Entries with page source code
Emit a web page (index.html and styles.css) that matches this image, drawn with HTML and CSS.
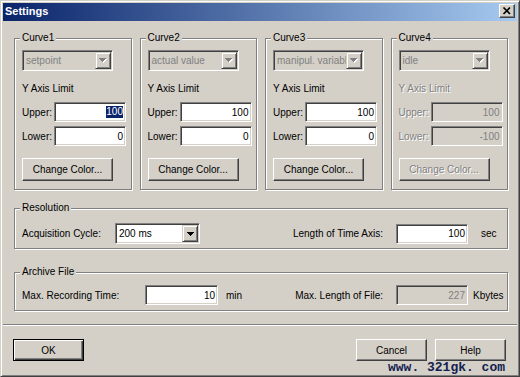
FILE: index.html
```html
<!DOCTYPE html>
<html lang="en">
<head>
    <meta charset="UTF-8">
    <title>Settings</title>
    <link rel="stylesheet" href="styles.css">
</head>
<body>
    <div class="window">
        <div class="title_bar">
            <span class="title_text">Settings</span>
            <span class="close_button">
                <svg width="14" height="12" viewBox="0 0 14 12"><path d="M3.5 2.5 L10 9 M10 2.5 L3.5 9" stroke="black" stroke-width="1.7"/></svg>
            </span>
        </div>

        <div class="content">
            <div class="curves">
                <div class="group">
                    <div class="group_title">Curve1</div>
                    <div class="combo combo_off curve_combo">
                        <span class="combo_text">setpoint</span>
                        <span class="combo_button"><svg width="8" height="5" viewBox="0 0 8 5"><path class="arrow_shadow" d="M1 1h7v1H1zM2 2h5v1H2zM3 3h3v1H3zM4 4h1v1H4z"/><path class="arrow_grey" d="M0 0h7v1H0zM1 1h5v1H1zM2 2h3v1H2zM3 3h1v1H3z"/></svg></span>
                    </div>
                    <div class="y_label">Y Axis Limit</div>
                    <div class="field_row">
                        <span class="field_label">Upper:</span>
                        <span class="edit"><span class="selected">100</span></span>
                    </div>
                    <div class="field_row lower_row">
                        <span class="field_label">Lower:</span>
                        <span class="edit">0</span>
                    </div>
                    <div class="push_button change_button">Change Color...</div>
                </div>

                <div class="group">
                    <div class="group_title">Curve2</div>
                    <div class="combo combo_off curve_combo">
                        <span class="combo_text">actual value</span>
                        <span class="combo_button"><svg width="8" height="5" viewBox="0 0 8 5"><path class="arrow_shadow" d="M1 1h7v1H1zM2 2h5v1H2zM3 3h3v1H3zM4 4h1v1H4z"/><path class="arrow_grey" d="M0 0h7v1H0zM1 1h5v1H1zM2 2h3v1H2zM3 3h1v1H3z"/></svg></span>
                    </div>
                    <div class="y_label">Y Axis Limit</div>
                    <div class="field_row">
                        <span class="field_label">Upper:</span>
                        <span class="edit">100</span>
                    </div>
                    <div class="field_row lower_row">
                        <span class="field_label">Lower:</span>
                        <span class="edit">0</span>
                    </div>
                    <div class="push_button change_button">Change Color...</div>
                </div>

                <div class="group">
                    <div class="group_title">Curve3</div>
                    <div class="combo combo_off curve_combo">
                        <span class="combo_text">manipul. variable</span>
                        <span class="combo_button"><svg width="8" height="5" viewBox="0 0 8 5"><path class="arrow_shadow" d="M1 1h7v1H1zM2 2h5v1H2zM3 3h3v1H3zM4 4h1v1H4z"/><path class="arrow_grey" d="M0 0h7v1H0zM1 1h5v1H1zM2 2h3v1H2zM3 3h1v1H3z"/></svg></span>
                    </div>
                    <div class="y_label">Y Axis Limit</div>
                    <div class="field_row">
                        <span class="field_label">Upper:</span>
                        <span class="edit">100</span>
                    </div>
                    <div class="field_row lower_row">
                        <span class="field_label">Lower:</span>
                        <span class="edit">0</span>
                    </div>
                    <div class="push_button change_button">Change Color...</div>
                </div>

                <div class="group">
                    <div class="group_title">Curve4</div>
                    <div class="combo combo_off curve_combo">
                        <span class="combo_text">idle</span>
                        <span class="combo_button"><svg width="8" height="5" viewBox="0 0 8 5"><path class="arrow_shadow" d="M1 1h7v1H1zM2 2h5v1H2zM3 3h3v1H3zM4 4h1v1H4z"/><path class="arrow_grey" d="M0 0h7v1H0zM1 1h5v1H1zM2 2h3v1H2zM3 3h1v1H3z"/></svg></span>
                    </div>
                    <div class="y_label disabled_text">Y Axis Limit</div>
                    <div class="field_row">
                        <span class="field_label disabled_text">Upper:</span>
                        <span class="edit edit_off">100</span>
                    </div>
                    <div class="field_row lower_row">
                        <span class="field_label disabled_text">Lower:</span>
                        <span class="edit edit_off">-100</span>
                    </div>
                    <div class="push_button change_button disabled_text">Change Color...</div>
                </div>
            </div>

            <div class="group section resolution">
                <div class="group_title">Resolution</div>
                <div class="section_row">
                    <span class="acq_label">Acquisition Cycle:</span>
                    <div class="combo acq_combo">
                        <span class="combo_text">200 ms</span>
                        <span class="combo_button"><svg width="7" height="4" viewBox="0 0 7 4"><path d="M0 0h7v1H0zM1 1h5v1H1zM2 2h3v1H2zM3 3h1v1H3z"/></svg></span>
                    </div>
                    <div class="right_cluster">
                        <span>Length of Time Axis:</span>
                        <span class="edit wide_edit">100</span>
                        <span class="unit unit_sec">sec</span>
                    </div>
                </div>
            </div>

            <div class="group section archive">
                <div class="group_title">Archive File</div>
                <div class="section_row">
                    <span class="rec_label">Max. Recording Time:</span>
                    <span class="edit rec_edit">10</span>
                    <span class="unit unit_min">min</span>
                    <div class="right_cluster">
                        <span>Max. Length of File:</span>
                        <span class="edit edit_off wide_edit">227</span>
                        <span class="unit unit_kb">Kbytes</span>
                    </div>
                </div>
            </div>
        </div>

        <div class="separator"></div>

        <div class="buttons">
            <div class="push_button dialog_button default_button">OK</div>
            <div class="push_button dialog_button cancel_button">Cancel</div>
            <div class="push_button dialog_button help_button">Help</div>
        </div>

        <div class="watermark">www. 321gk. com</div>
    </div>
</body>
</html>
```

FILE: styles.css
```css
/* General */
*{
    box-sizing: border-box;
}
body{
    margin: 0px;
    font-family: "Liberation Sans", Arial, sans-serif;
    font-size: 10px;
    color: black;
    background-color: #d4d0c8;
}
.window{
    position: relative;
    width: 520px;
    height: 377px;
    padding: 2px;
    background-color: #d4d0c8;
    border: 1px solid;
    border-color: #d4d0c8 #404040 #404040 #d4d0c8;
    box-shadow: inset 1px 1px 0 #ffffff, inset -1px -1px 0 #808080;
}

/* Title bar */
.title_bar{
    display: flex;
    justify-content: space-between;
    align-items: flex-start;
    height: 18px;
    padding: 0px 2px;
    background: linear-gradient(to right, #0a246a, #a6caf0);
}
.title_text{
    color: white;
    font-weight: bold;
    font-size: 11px;
    line-height: 17px;
}
.close_button{
    display: flex;
    width: 16px;
    height: 14px;
    margin-top: 1px;
    background-color: #d4d0c8;
    border: 1px solid;
    border-color: #ffffff #404040 #404040 #ffffff;
    box-shadow: inset -1px -1px 0 #808080;
}

/* Groups */
.content{
    padding: 17px 9px 0px 11px;
}
.curves{
    display: grid;
    grid-template-columns: repeat(4, 1fr);
    column-gap: 8px;
}
.group{
    border: 1px solid #808080;
    box-shadow: inset 1px 1px 0 #ffffff, 1px 1px 0 #ffffff;
    padding: 0px 4px 8px 7px;
}
.group_title{
    width: fit-content;
    margin: -7px 0px 0px -2px;
    padding: 0px 2px;
    line-height: 12px;
    background-color: #d4d0c8;
}

/* Combo boxes */
.combo{
    display: flex;
    height: 21px;
    padding: 1px;
    background-color: white;
    border: 1px solid;
    border-color: #808080 #ffffff #ffffff #808080;
    box-shadow: inset 1px 1px 0 #404040, inset -1px -1px 0 #d4d0c8;
}
.combo_off{
    background-color: #d4d0c8;
    color: #808080;
}
.curve_combo{
    width: 91px;
    margin-top: 6px;
}
.combo_text{
    flex: 1;
    min-width: 0;
    overflow: hidden;
    white-space: nowrap;
    padding-left: 2px;
    line-height: 17px;
}
.combo_button{
    display: flex;
    justify-content: center;
    align-items: center;
    width: 16px;
    height: 17px;
    flex-shrink: 0;
    background-color: #d4d0c8;
    border: 1px solid;
    border-color: #d4d0c8 #404040 #404040 #d4d0c8;
    box-shadow: inset 1px 1px 0 #ffffff, inset -1px -1px 0 #808080;
}
.arrow_shadow{
    fill: #ffffff;
}
.arrow_grey{
    fill: #808080;
}

/* Edits */
.y_label{
    margin-top: 12px;
    line-height: 12px;
}
.field_row{
    display: flex;
    align-items: center;
    margin-top: 7px;
}
.lower_row{
    margin-top: 4px;
}
.field_label{
    width: 32px;
}
.edit{
    display: flex;
    justify-content: flex-end;
    align-items: center;
    width: 72px;
    height: 20px;
    padding-right: 2px;
    background-color: white;
    border: 1px solid;
    border-color: #808080 #ffffff #ffffff #808080;
    box-shadow: inset 1px 1px 0 #404040, inset -1px -1px 0 #d4d0c8;
}
.edit_off{
    background-color: #d4d0c8;
    color: #808080;
}
.selected{
    background-color: #0a246a;
    color: white;
    line-height: 12px;
}
.disabled_text{
    color: #808080;
    text-shadow: 1px 1px 0 #ffffff;
}

/* Buttons */
.push_button{
    display: flex;
    justify-content: center;
    align-items: center;
    background-color: #d4d0c8;
    border: 1px solid;
    border-color: #ffffff #404040 #404040 #ffffff;
    box-shadow: inset -1px -1px 0 #808080;
}
.change_button{
    width: 91px;
    height: 23px;
    margin-top: 12px;
}

/* Resolution and archive */
.section{
    padding: 0px 0px 4px 7px;
}
.resolution{
    margin-top: 18px;
}
.archive{
    margin-top: 23px;
    padding-bottom: 5px;
}
.section_row{
    display: flex;
    align-items: center;
    margin-top: 9px;
    height: 21px;
}
.archive .section_row{
    margin-top: 7px;
    height: 20px;
}
.acq_label{
    width: 93px;
}
.acq_combo{
    width: 85px;
}
.right_cluster{
    display: flex;
    align-items: center;
    margin-left: auto;
}
.wide_edit{
    margin-left: 13px;
}
.rec_label{
    width: 123px;
}
.rec_edit{
    width: 73px;
}
.unit_min{
    margin-left: 8px;
}
.unit_sec{
    width: 26px;
    margin-left: 13px;
}
.unit_kb{
    width: 34px;
    margin-left: 5px;
}

/* Bottom */
.separator{
    margin-top: 13px;
    height: 2px;
    border-top: 1px solid #808080;
    border-bottom: 1px solid #ffffff;
}
.buttons{
    display: flex;
    margin-top: 13px;
    padding: 0px 11px 0px 10px;
}
.dialog_button{
    width: 71px;
    height: 22px;
}
.default_button{
    border: 1px solid black;
    box-shadow: inset 1px 1px 0 #ffffff, inset -1px -1px 0 #404040, inset -2px -2px 0 #808080;
}
.cancel_button{
    margin-left: auto;
}
.help_button{
    margin-left: 8px;
}
.watermark{
    position: absolute;
    left: 387px;
    top: 359px;
    font-family: "Liberation Mono", monospace;
    font-weight: bold;
    font-size: 13px;
    line-height: 15px;
    color: #13224f;
}
```
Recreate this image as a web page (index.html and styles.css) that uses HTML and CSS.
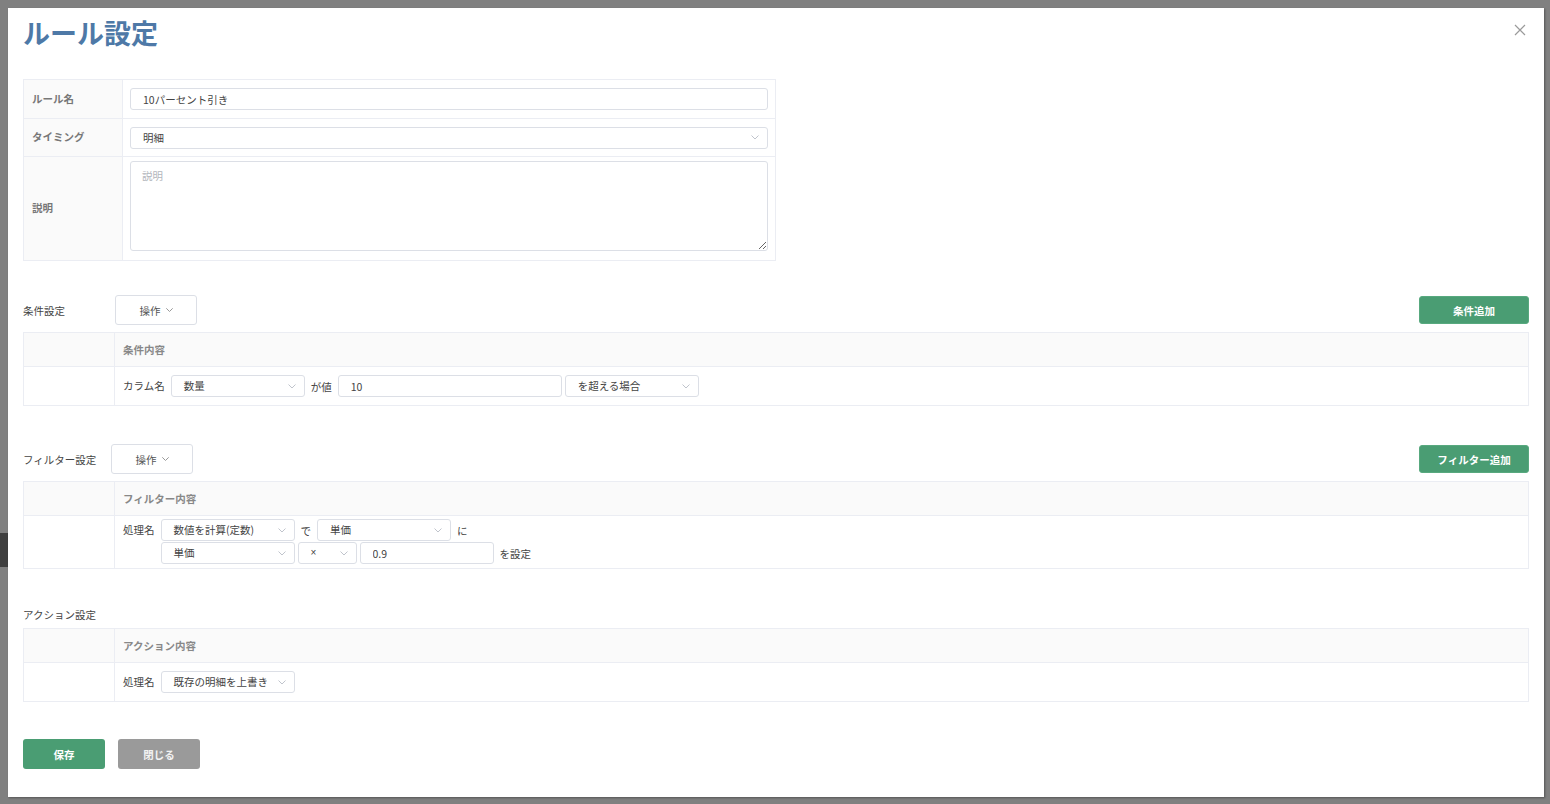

## WHAT IS NEEDED
Single out each line of the records above with the string "this" in it, and copy it.

## EXPECTED ANSWER
Emit a web page (index.html and styles.css) that matches this image, drawn with HTML and CSS.
Recreate this image as a web page (index.html and styles.css) that uses HTML and CSS.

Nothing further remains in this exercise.